On the never leaving his beloved Killarney, Hancock had few regrets but largely remains unmoved.

"I came close a few times, on that 1980 tour Peter Moore was the Canterbury boss and tour manager and he was in my ear,'' he said.

"The Bulldogs had lost their two props and he said $10,000 for 10 games. Trip to the States at the end of the year, house to live and car.

"But nuh couldn't do it. I was lazy to be honest too comfortable and I regret that a bit now but it just was not for me living in Sydney.

"There was offers from Brisbane too, Redcliffe and Souths made calls every year.

"My wife was going through some things the other day and came across a letter from the QRL declaring my pay for Origin as $1200."

Hancock's life has not changed too much from his playing days.

"I am still at Killarney just not too far from Queen Mary Falls,'' he said. "We are just building a new house, I could never leave."

One concern was on Hancock's mind and it involves his daughter Steph Hancock the veteran of 20 Tests and two NRLW premierships for the Brisbane Broncos with 15 appearances for Queensland.

"At the moment my daughter Steph and I are the only father daughter international pair but I am worried about Wally's young girl Jamie-Lee she goes all alright and I think she may cause us to lose our top spot."

The Ipswich players that earned Hancock admiration was a simple answer.

"Ray Kelly and Larry Brigginshaw, two terrific players from Ipswich,'' he said.

"I would have played with them every week if I could."

Kelly was man of the match for Queensland Country over Newtown in 1979 in the AMCO Cup and earned Hancock's respect.

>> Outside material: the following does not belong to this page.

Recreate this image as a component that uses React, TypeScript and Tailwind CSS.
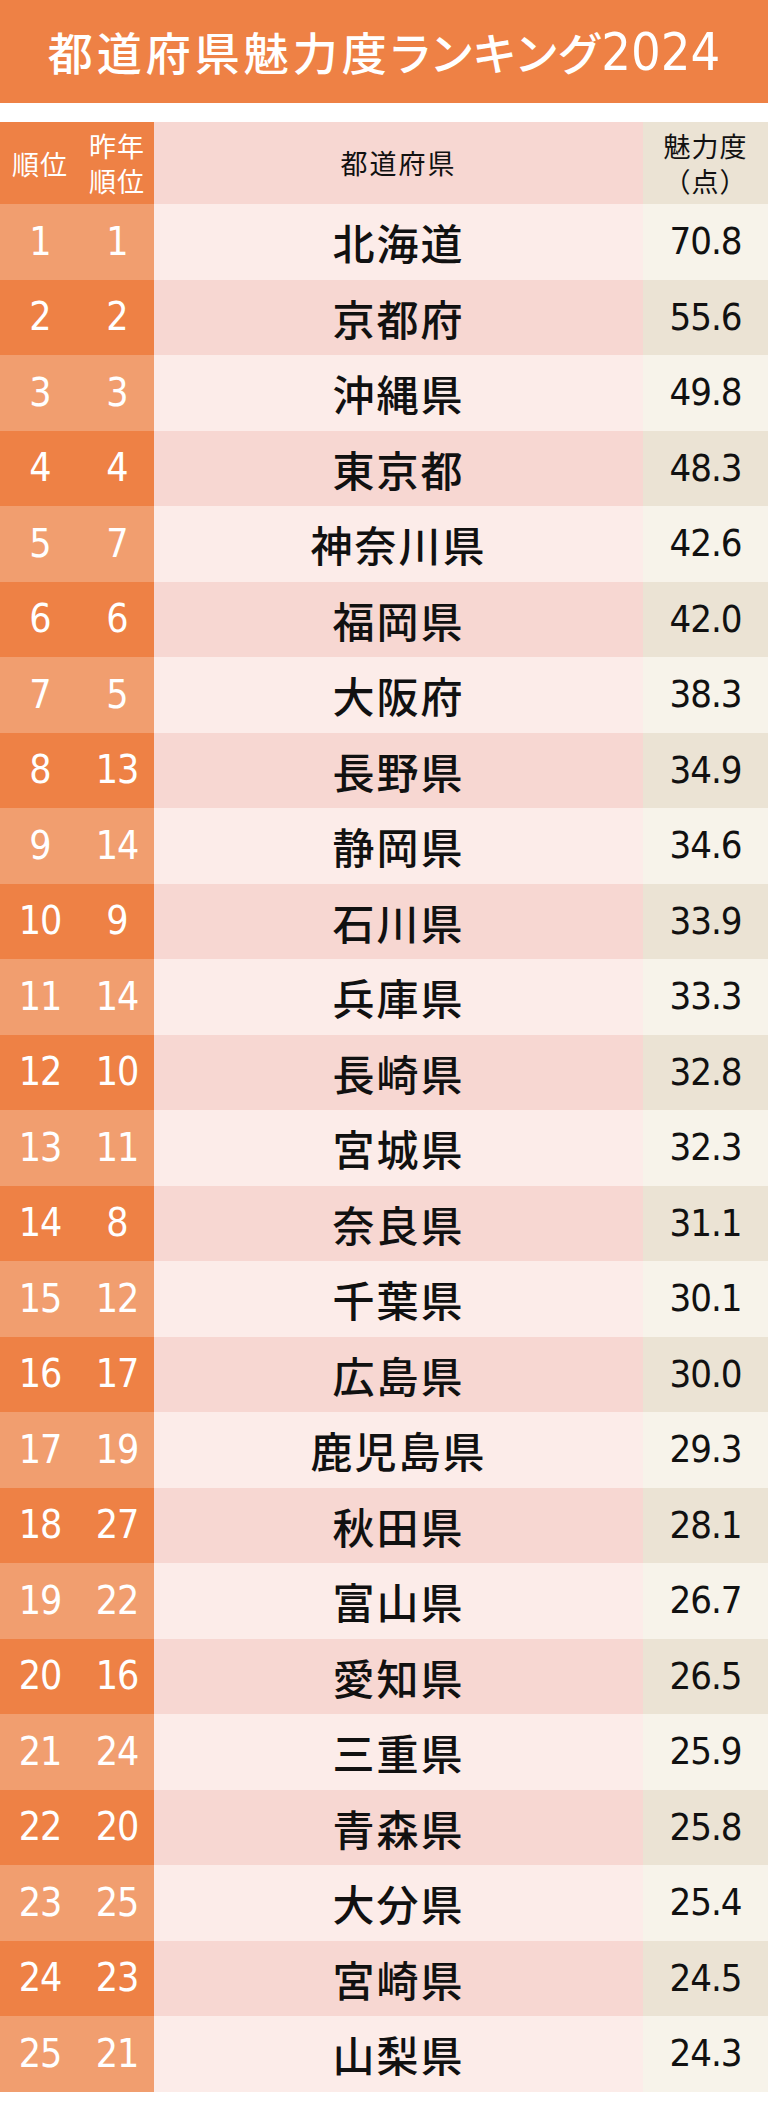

Asked where his Origin jumper from game one was, he answered: "I gave it to my children."

That probably makes sense. It is at home and never leaving.

Cooper's stat

ROHAN Hancock, FOG number 11, played five Origin games and made 101 tackles. He played 344 minutes and made 57 runs.

Norm Carr, FOG number 14, played three Origin games and made 44 tackles. He played 165 minutes and made seven runs.

Jeremy Schloss, FOG number 101, played three Origin games and made 40 tackles. He played 125 minutes and made 24 runs.